On International Women’s Day, Liz Zeidler reflects on how the pandemic is fuelling the urgency for ‘good’ jobs where men AND women are not only decently paid with flexible working conditions, but also cherished as the most important part of the workplace.
Just as the pandemic has prompted us to think hard about what a ‘good life’ looks like, and what a ‘good society’ should prioritise, so as employers many of us have had to grapple with what a good job is and how to provide it in the hardest of times to the most important people in any organisation – employees.
Trying to be a good employer is all I can claim during this past challenging year. And challenging it has been – juggling the demands of stretched clients, partners and budgets, and staff pushed towards breaking point by closed schools, home working and ever-growing workloads. Today on International Women’s Day, when the Trade Secretary is calling for flexible working to be the standard, it seems a good time to review again what options there are to make workplaces better for everyone.
At the Centre for Thriving Places we’ve always worked hard to be a good employer. We strive for a wellbeing culture and foster love and support (yes love is a word to be used in the workplace) across the team. Like every organisation have had people problems aplenty and made many mistakes along the way. But we know it’s important so we keep trying harder to get it right.
But what about now – when our team hasn’t been in the same room for a year and we’re all suffering the wellbeing effects of lockdown? With so many of us now full-time childminders, teachers, carers, shielding and much more, all while holding down our jobs, what can employers do to make things better and what does this tell us about ‘good work’?
We know from the evidence that good work is a complex thing. It requires enough stability and pay not to fear for your future or struggle to afford your present. It requires a sense of purpose, being valued, supportive relationships in the workplace and enough flexibility to give you a life outside work and the capacity to respond to its changes.
Let’s look more closely at these. First, work-life balance and flexibility – we already offer a four day week, one of the most significant ways that employers can create staff wellbeing, social equity and sustainability. Most of our staff work flexible hours, with options to adapt when needed. When schools and nurseries closed we quickly supported our affected teammates to drop days, shift working patterns and flex to the needs of their families.

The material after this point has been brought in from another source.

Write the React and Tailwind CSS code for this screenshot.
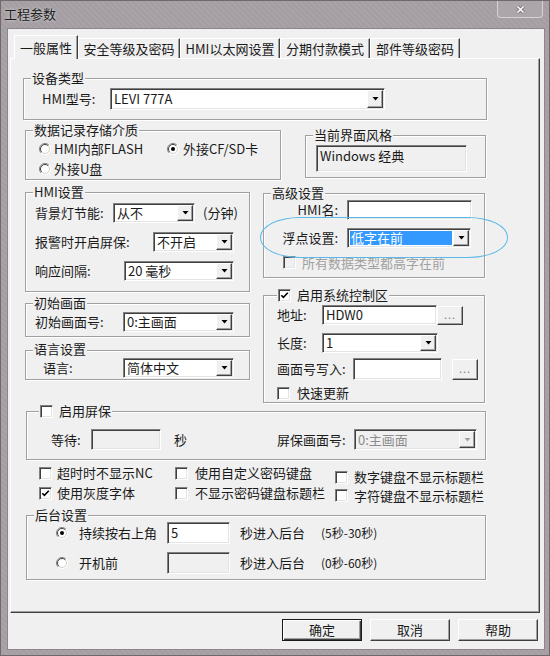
import React from "react";

const SUNKEN =
  "border border-t-[#808080] border-l-[#808080] border-b-white border-r-white shadow-[inset_1px_1px_0_#404040,inset_-1px_-1px_0_#e3e3e3]";
const RAISED =
  "border border-t-white border-l-white border-b-[#404040] border-r-[#404040] shadow-[inset_-1px_-1px_0_#a0a0a0]";

function Arrow({ disabled }) {
  return (
    <svg width="7" height="4" viewBox="0 0 7 4">
      <polygon points="0.5,0 6.5,0 3.5,3.5" fill={disabled ? "#a0a0a0" : "#000"} />
    </svg>
  );
}

function Combo({ w, h = "h-[20px]", text, sel, disabled }) {
  return (
    <div
      className={`flex shrink-0 p-[1px] ${w} ${h} ${SUNKEN} ${
        disabled ? "bg-[#f0f0f0]" : "bg-white"
      }`}
    >
      <div className="flex min-w-0 flex-1 items-center p-[1px]">
        <div
          className={`flex h-full w-full items-center whitespace-nowrap pl-[1px] ${
            sel ? "bg-[#3399ff] text-white" : ""
          } ${disabled ? "text-[#8c8c8c]" : ""}`}
        >
          {text}
        </div>
      </div>
      <div
        className={`flex w-[16px] shrink-0 items-center justify-center bg-[#f0f0f0] ${RAISED}`}
      >
        <Arrow disabled={disabled} />
      </div>
    </div>
  );
}

function Edit({ w, h = "h-[20px]", text, disabled, top }) {
  return (
    <div
      className={`flex shrink-0 whitespace-nowrap pl-[3px] ${
        top ? "items-start pt-[2px]" : "items-center"
      } ${w} ${h} ${SUNKEN} ${disabled ? "bg-[#f0f0f0]" : "bg-white"}`}
    >
      {text}
    </div>
  );
}

function DotBtn({ h = "h-[19px]" }) {
  return (
    <div
      className={`flex w-[26px] shrink-0 items-center justify-center bg-[#f0f0f0] pb-[2px] text-[11px] tracking-[1px] text-[#808080] ${h} ${RAISED}`}
    >
      ...
    </div>
  );
}

function Check({ checked, disabled }) {
  return (
    <div
      className={`relative h-[13px] w-[13px] shrink-0 ${SUNKEN} ${
        disabled ? "bg-[#f0f0f0]" : "bg-white"
      }`}
    >
      {checked && (
        <svg className="absolute left-[1px] top-[1px]" width="9" height="9" viewBox="0 0 9 9">
          <path d="M1.3 4.2 L3.4 6.4 L7.8 1.8" stroke="#000" strokeWidth="1.6" fill="none" />
        </svg>
      )}
    </div>
  );
}

function Radio({ on }) {
  return (
    <svg width="12" height="12" viewBox="0 0 12 12" className="shrink-0">
      <circle cx="6" cy="6" r="5.5" fill="#fff" />
      <path d="M9.9 2.1 A5.5 5.5 0 0 0 2.1 9.9" stroke="#808080" strokeWidth="1" fill="none" />
      <path d="M9.9 2.1 A5.5 5.5 0 0 1 2.1 9.9" stroke="#ffffff" strokeWidth="1" fill="none" />
      <path d="M9.2 2.8 A4.5 4.5 0 0 0 2.8 9.2" stroke="#404040" strokeWidth="1" fill="none" />
      <path d="M9.2 2.8 A4.5 4.5 0 0 1 2.8 9.2" stroke="#d4d0c8" strokeWidth="1" fill="none" />
      {on && <circle cx="6" cy="6" r="2" fill="#000" />}
    </svg>
  );
}

function Group({ label, className = "", children, legendLeft = "left-[7px]", legendTop = "-top-[9px]" }) {
  return (
    <div
      className={`relative shrink-0 border border-[#a0a0a0] shadow-[1px_1px_0_#fff,inset_1px_1px_0_#fff] ${className}`}
    >
      <div
        className={`absolute flex items-center whitespace-nowrap bg-[#f0f0f0] px-[1px] leading-[16px] ${legendLeft} ${legendTop}`}
      >
        {label}
      </div>
      {children}
    </div>
  );
}

function Btn({ children, def }) {
  return (
    <div
      className={`flex h-[22px] w-[80px] items-center justify-center ${
        def
          ? "border border-[#1a1a1a] shadow-[inset_1px_1px_0_#fff,inset_-1px_-1px_0_#404040,inset_-2px_-2px_0_#a0a0a0]"
          : RAISED
      }`}
    >
      {children}
    </div>
  );
}

function Tab({ w, children, active }) {
  return (
    <div
      className={`flex shrink-0 items-center justify-center border-l border-t border-r border-l-white border-t-white border-r-[#404040] bg-[#f0f0f0] shadow-[inset_-1px_0_0_#a0a0a0] ${w} ${
        active ? "relative z-10 -mb-[1px] h-[24px]" : "h-[20px]"
      }`}
    >
      {children}
    </div>
  );
}

export default function App() {
  return (
    <div className="relative h-[656px] w-[550px] overflow-hidden border border-[#6f686e] bg-[repeating-linear-gradient(45deg,#a9a3a8_0_2px,#a49ea3_2px_4px)] font-['Noto_Sans_CJK_SC',sans-serif] text-[13px] leading-[16px] text-[#1a1a1a]">
      {/* title bar */}
      <div className="flex h-[27px] items-start justify-between">
        <div className="pl-[3px] pt-[5px] text-[#202020] [text-shadow:0_0_3px_rgba(255,255,255,0.7)]">
          工程参数
        </div>
        <div className="mr-[6px] flex h-[17px] w-[46px] items-center justify-center rounded-b-[4px] border border-t-0 border-[#d6d1d5] bg-[#aca6ab]">
          <svg width="9" height="9" viewBox="0 0 9 9">
            <path d="M1.5 1.5 L7.5 7.5 M7.5 1.5 L1.5 7.5" stroke="#7a7479" strokeWidth="3.2" />
            <path d="M1.5 1.5 L7.5 7.5 M7.5 1.5 L1.5 7.5" stroke="#ffffff" strokeWidth="1.6" />
          </svg>
        </div>
      </div>

      {/* body */}
      <div className="ml-[6px] mr-[4px] flex h-[622px] flex-col border border-[#8d878c] bg-[#f0f0f0] pt-[6px]">
        {/* tabs */}
        <div className="ml-[6px] flex h-[23px] items-end">
          <Tab w="w-[64px]" active>
            一般属性
          </Tab>
          <Tab w="w-[102px]">安全等级及密码</Tab>
          <Tab w="w-[100px]">HMI以太网设置</Tab>
          <Tab w="w-[90px]">分期付款模式</Tab>
          <Tab w="w-[90px]">部件等级密码</Tab>
        </div>

        {/* panel */}
        <div className="ml-[2px] flex h-[555px] w-[530px] flex-col border border-t-white border-l-white border-r-[#404040] border-b-[#404040] shadow-[inset_-1px_-1px_0_#a0a0a0]">
          {/* 设备类型 */}
          <Group label="设备类型" className="ml-[12px] mt-[19px] h-[42px] w-[464px] pl-[18px] pt-[9px]">
            <div className="flex items-center">
              <div className="w-[68px]">HMI型号:</div>
              <Combo w="w-[275px]" h="h-[22px]" text="LEVI 777A" />
            </div>
          </Group>

          {/* row B */}
          <div className="mt-[10px] flex items-start">
            <Group label="数据记录存储介质" className="ml-[14px] h-[50px] w-[256px] pl-[13px] pt-[8px]">
              <div className="flex h-[20px] items-center">
                <div className="flex w-[128px] items-center gap-[3px]">
                  <Radio />
                  <span>HMI内部FLASH</span>
                </div>
                <div className="flex items-center gap-[4px]">
                  <Radio on />
                  <span>外接CF/SD卡</span>
                </div>
              </div>
              <div className="flex h-[20px] items-center gap-[3px]">
                <Radio />
                <span>外接U盘</span>
              </div>
            </Group>
            <Group label="当前界面风格" className="ml-[24px] mt-[5px] h-[43px] w-[181px] pl-[10px] pt-[9px]">
              <Edit w="w-[151px]" h="h-[27px]" text="Windows 经典" disabled top />
            </Group>
          </div>

          {/* columns */}
          <div className="ml-[14px] mt-[12px] flex items-start">
            {/* left column */}
            <div className="flex w-[225px] shrink-0 flex-col">
              <Group label="HMI设置" className="flex h-[100px] w-[225px] flex-col gap-[9px] pl-[9px] pt-[10px]">
                <div className="flex h-[20px] items-center">
                  <div className="w-[78px]">背景灯节能:</div>
                  <Combo w="w-[82px]" text="从不" />
                  <div className="ml-[8px]">(分钟)</div>
                </div>
                <div className="flex h-[20px] items-center">
                  <div className="w-[118px]">报警时开启屏保:</div>
                  <Combo w="w-[81px]" text="不开启" />
                </div>
                <div className="flex h-[20px] items-center">
                  <div className="w-[89px]">响应间隔:</div>
                  <Combo w="w-[110px]" text="20 毫秒" />
                </div>
              </Group>
              <Group label="初始画面" className="mt-[11px] h-[34px] w-[225px] pl-[9px] pt-[8px]">
                <div className="flex h-[20px] items-center">
                  <div className="w-[88px]">初始画面号:</div>
                  <Combo w="w-[111px]" text="0:主画面" />
                </div>
              </Group>
              <Group
                label="语言设置"
                legendTop="-top-[10px]"
                className="mt-[13px] h-[30px] w-[225px] pl-[17px] pt-[7px]"
              >
                <div className="flex h-[20px] items-center">
                  <div className="w-[80px]">语言:</div>
                  <Combo w="w-[111px]" text="简体中文" />
                </div>
              </Group>
            </div>

            {/* right column */}
            <div className="ml-[13px] mt-[1px] flex w-[222px] shrink-0 flex-col">
              <Group label="高级设置" className="h-[85px] w-[222px] pt-[6px]">
                <div className="flex h-[20px] items-center">
                  <div className="w-[74px] text-right">HMI名:</div>
                  <div className="ml-[9px]">
                    <Edit w="w-[125px]" />
                  </div>
                </div>
                <div className="mt-[8px] flex h-[20px] items-center">
                  <div className="w-[74px] text-right">浮点设置:</div>
                  <div className="ml-[9px]">
                    <Combo w="w-[124px]" text="低字在前" sel />
                  </div>
                </div>
                <div className="mt-[8px] flex h-[13px] items-center gap-[6px] pl-[19px] text-[#a0a0a0]">
                  <Check disabled />
                  <span>所有数据类型都高字在前</span>
                </div>
              </Group>

              <Group
                legendLeft="left-[13px]"
                label={
                  <>
                    <Check checked />
                    <span className="ml-[6px]">启用系统控制区</span>
                  </>
                }
                className="mt-[17px] h-[108px] w-[222px] pl-[13px] pt-[9px]"
              >
                <div className="flex h-[20px] items-center">
                  <div className="w-[45px]">地址:</div>
                  <Edit w="w-[115px]" text="HDW0" />
                  <DotBtn />
                </div>
                <div className="mt-[8px] flex h-[20px] items-center">
                  <div className="w-[45px]">长度:</div>
                  <Combo w="w-[116px]" text="1" />
                </div>
                <div className="mt-[5px] flex h-[22px] items-center">
                  <div className="w-[76px] whitespace-nowrap">画面号写入:</div>
                  <Edit w="w-[89px]" h="h-[22px]" />
                  <div className="ml-[10px]">
                    <DotBtn h="h-[21px]" />
                  </div>
                </div>
                <div className="mt-[7px] flex h-[12px] items-center gap-[7px]">
                  <Check />
                  <span>快速更新</span>
                </div>
              </Group>
            </div>
          </div>

          {/* 启用屏保 */}
          <Group
            legendLeft="left-[12px]"
            label={
              <>
                <Check />
                <span className="ml-[6px]">启用屏保</span>
              </>
            }
            className="ml-[15px] mt-[8px] h-[49px] w-[460px] pl-[24px] pt-[17px]"
          >
            <div className="flex h-[21px] items-center">
              <div className="w-[40px]">等待:</div>
              <Edit w="w-[70px]" h="h-[21px]" disabled />
              <div className="ml-[13px] w-[13px]">秒</div>
              <div className="ml-[90px] w-[77px] whitespace-nowrap">屏保画面号:</div>
              <Combo w="w-[123px]" h="h-[21px]" text="0:主画面" disabled />
            </div>
          </Group>

          {/* checkbox block */}
          <div className="ml-[28px] mt-[3px] flex h-[42px]">
            <div className="flex w-[136px] flex-col">
              <div className="flex h-[20px] items-center gap-[5px]">
                <Check />
                <span>超时时不显示NC</span>
              </div>
              <div className="flex h-[20px] items-center gap-[5px]">
                <Check checked />
                <span>使用灰度字体</span>
              </div>
            </div>
            <div className="flex w-[160px] flex-col">
              <div className="flex h-[20px] items-center gap-[7px]">
                <Check />
                <span>使用自定义密码键盘</span>
              </div>
              <div className="flex h-[20px] items-center gap-[7px]">
                <Check />
                <span>不显示密码键盘标题栏</span>
              </div>
            </div>
            <div className="flex flex-col pt-[5px]">
              <div className="flex h-[19px] items-center gap-[6px]">
                <Check />
                <span>数字键盘不显示标题栏</span>
              </div>
              <div className="flex h-[19px] items-center gap-[6px]">
                <Check />
                <span>字符键盘不显示标题栏</span>
              </div>
            </div>
          </div>

          {/* 后台设置 */}
          <Group label="后台设置" className="ml-[15px] mt-[10px] h-[65px] w-[460px] pl-[29px] pt-[6px]">
            <div className="flex h-[22px] items-center">
              <Radio on />
              <div className="ml-[11px] w-[88px]">持续按右上角</div>
              <Edit w="w-[63px]" h="h-[22px]" text="5" top />
              <div className="ml-[10px] w-[65px]">秒进入后台</div>
              <div className="ml-[16px] text-[12px]">(5秒-30秒)</div>
            </div>
            <div className="mt-[8px] flex h-[22px] items-center">
              <Radio />
              <div className="ml-[11px] w-[88px]">开机前</div>
              <Edit w="w-[63px]" h="h-[22px]" disabled />
              <div className="ml-[10px] w-[65px]">秒进入后台</div>
              <div className="ml-[16px] text-[12px]">(0秒-60秒)</div>
            </div>
          </Group>
        </div>

        {/* buttons */}
        <div className="mt-[6px] flex justify-end gap-[8px] pr-[6px]">
          <Btn def>确定</Btn>
          <Btn>取消</Btn>
          <Btn>帮助</Btn>
        </div>
      </div>

      {/* annotation ellipse */}
      <div className="pointer-events-none absolute left-[259px] top-[216px] h-[41px] w-[248px] rounded-[40px/20px] border-[1.5px] border-[#5cb8e8]" />
    </div>
  );
}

I was shocked to learn that other employers were not doing the same. In a depressing number of cases, from large corporations to small charities, many employers seemed unaware that they could use the furlough scheme to enable staff to cover childcare needs. This was particularly apparent in male-dominated workplaces where in some cases no concessions were made for childcare, not even a recognition that this might be needed.
In 2021 this level of gender blindness is still rife. So as ever, it can fall not just to women to ask for flexibility but for their employers to find ways to provide it. Luckily, our women staff members know their rights and have progressive partners prepared to put their heads above some old fashioned parapets. So flexibility has been offered, furloughing used correctly and employees and children are supported. As a boss of mainly female employees I’m determined to fight for the recognition and value of these vital caring roles, delivered by all genders across our economy.
What about job security and decent pay? Both are hard to guarantee right now. The charity sector has had to focus on delivering vital services and the big grant funders have aligned their whole operations to funding those services. For those of us working to challenge and change systems that produce the vulnerabilities we are now seeing so clearly, funding is in short supply while our work is needed like never before. Our commitment to fair pay and job security means we couldn’t afford to replace staff who left in the past year in order to safeguard the jobs of those who remain. While this might be morally right, it hasn’t eased the workloads of our now reduced team.
For too long the not-for-profit sector, which is over 60% staffed by women, has relied on the selflessness that goes with purposeful work as justification for poor pay, long hours and high levels of stress – ‘we can’t pay you much but you’ll feel so good about what you do’. This pattern of low pay for higher purpose is replicated in other female dominated workplace including the Nursing profession currently in the news.
Not only does this wear pretty thin when you’re struggling to pay the bills or care for your family but new research that the Centre for Thriving Places has done for the What Works Centre for Wellbeing shows that while levels of a ‘sense of worthwhile’ are high in the not-for-profit sector, levels of overall life satisfaction are not. Security and decent pay matter, as does work-life balance to give time to enjoy life. Has the gender of the majority of this workforce allowed us to ignore poor pay for too long?
So where does this lead us as employers? Are we providing ‘good jobs’ and are we open to reflecting that ‘good’ might need to be redefined as the world changes around us? People are not ‘human resources’ to be mined and exploited. They are mothers, fathers, friends and carers, writers, cooks, volunteers and voters. We need to cherish them and give them, as much as our organisational and human capacity will allow, the security, pay, flexibility, sense of purpose and yes, the love they need and deserve.